TANGGUNG JAWAB AHLI WARIS DALAM PERJANJIAN KREDIT APABILA PEWARIS SEBAGAI NASABAH MENINGGAL DUNIA (STUDI KASUS PUTUSAN PN No. 48/Pdt.G/2015/PN.Bgr. jo PUTUSAN PT 258/PDT/2016/PT.BDG)
Abstract
Pemberian kredit oleh bank merupakan peran bank dalam menggerakkan roda perekonomian di Indonesia. Bank merupakan lembaga yang menghimpun dana dan menyalurkan kembali ke masyarakat dalam bentuk kredit. Bank dituntut untuk menerapkan prinsip kehati-hatian yaitu dilakukan dengan perjanjian tertulis atau perjanjian kredit. Selain itu bank juga sudah menetapkan klausula jaminan dan asuransi, ditemukan juga klausula ahli waris untuk membayar utang pewaris ketika debitur meninggal dunia. Penulisan dalam skripsi ini yang akan menjadi pokok pembahasan adalah bagaimanakah tanggung jawab ahli waris dalam perjanjian kredit apabila pewaris sebagai nasabah meninggal dunia. Penelitian ini merupakan penelitian hukum normatif. Pendekatan yang digunakan adalah pendekatan undang-undang. Sumber data terdiri dari data sekunder dengan menghimpun dan mengkaji berbagai kepustakaan berupa peraturan perundang-undangan, putusan pengadilan serta karya tulis yang berkaitan dengan masalah yang dibahas. Hasil penelitian Tanggung Jawab Ahli waris dalam Perjanjian Kredit apabila Pewaris sebagai Nasabah Meninggal Dunia (Studi Kasus Putusan PN No. 48/Pdt.G/2015/PN.Bgr jo Putusan PT No. 258/PDT/2016/PT.BDG), diharapkan ahli waris memahami klausula dalam perjanjian kredit karena sebagai pihak yang ikut bertanda tanda tangan ketika nasabah atau pewaris masih hidup melakukan hubungan hukum terhadap Pihak Bank.

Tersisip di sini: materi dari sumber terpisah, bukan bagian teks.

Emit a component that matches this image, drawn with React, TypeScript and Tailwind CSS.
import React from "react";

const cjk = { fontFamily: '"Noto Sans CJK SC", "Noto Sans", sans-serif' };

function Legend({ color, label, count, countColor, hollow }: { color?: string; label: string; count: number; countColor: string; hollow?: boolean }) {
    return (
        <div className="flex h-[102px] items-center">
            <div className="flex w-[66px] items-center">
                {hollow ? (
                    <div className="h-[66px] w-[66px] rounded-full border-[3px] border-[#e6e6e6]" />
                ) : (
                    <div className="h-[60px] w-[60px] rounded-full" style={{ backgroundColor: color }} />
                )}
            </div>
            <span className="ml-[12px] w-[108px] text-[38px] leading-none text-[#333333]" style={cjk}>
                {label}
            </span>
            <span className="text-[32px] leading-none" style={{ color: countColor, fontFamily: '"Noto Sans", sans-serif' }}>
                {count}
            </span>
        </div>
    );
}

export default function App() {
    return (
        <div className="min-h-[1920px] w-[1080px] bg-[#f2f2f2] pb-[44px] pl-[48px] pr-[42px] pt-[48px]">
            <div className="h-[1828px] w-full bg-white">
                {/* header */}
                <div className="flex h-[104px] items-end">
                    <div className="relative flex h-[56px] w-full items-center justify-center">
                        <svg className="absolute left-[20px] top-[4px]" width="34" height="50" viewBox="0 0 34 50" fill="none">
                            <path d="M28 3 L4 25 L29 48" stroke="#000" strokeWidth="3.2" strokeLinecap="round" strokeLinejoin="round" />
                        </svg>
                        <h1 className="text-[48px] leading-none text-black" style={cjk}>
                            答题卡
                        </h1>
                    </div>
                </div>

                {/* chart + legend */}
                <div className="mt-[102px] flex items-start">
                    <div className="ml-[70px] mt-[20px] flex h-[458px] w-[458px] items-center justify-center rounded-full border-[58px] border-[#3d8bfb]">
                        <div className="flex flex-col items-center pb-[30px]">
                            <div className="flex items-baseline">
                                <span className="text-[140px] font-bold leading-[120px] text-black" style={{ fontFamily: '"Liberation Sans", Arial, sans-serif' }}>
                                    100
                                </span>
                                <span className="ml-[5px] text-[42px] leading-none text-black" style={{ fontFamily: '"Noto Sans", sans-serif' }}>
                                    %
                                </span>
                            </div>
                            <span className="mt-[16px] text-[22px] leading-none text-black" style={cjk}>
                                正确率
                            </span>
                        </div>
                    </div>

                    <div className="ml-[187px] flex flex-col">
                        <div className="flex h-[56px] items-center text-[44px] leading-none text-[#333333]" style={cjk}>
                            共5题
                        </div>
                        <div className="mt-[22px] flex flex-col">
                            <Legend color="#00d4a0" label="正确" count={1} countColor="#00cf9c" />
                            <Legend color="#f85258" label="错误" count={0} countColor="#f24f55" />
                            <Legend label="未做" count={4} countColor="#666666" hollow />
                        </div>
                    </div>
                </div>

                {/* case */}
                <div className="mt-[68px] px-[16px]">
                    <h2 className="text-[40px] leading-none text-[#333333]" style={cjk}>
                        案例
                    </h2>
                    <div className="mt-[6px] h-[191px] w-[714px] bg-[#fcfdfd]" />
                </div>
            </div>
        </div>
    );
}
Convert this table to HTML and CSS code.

Ketentuan tersebut diatur dalam Pasal 1100 KUHPerdata adalah Para ahli waris yang telah bersedia menerima warisan harus ikut memikul pembayaran hutang, hibah, wasiat dan beban-beban lain, seimbang dengan apa yang diterima masing-masing dari warisan itu. Apabila ahli waris tidak melanjutkan angsuran kredit tersebut, maka jaminan dalam perjanjian kredit tersebut dapat dilelang pihak Bank sebagai wujud pelunasan kredit dari nasabah yang meninggal dunia.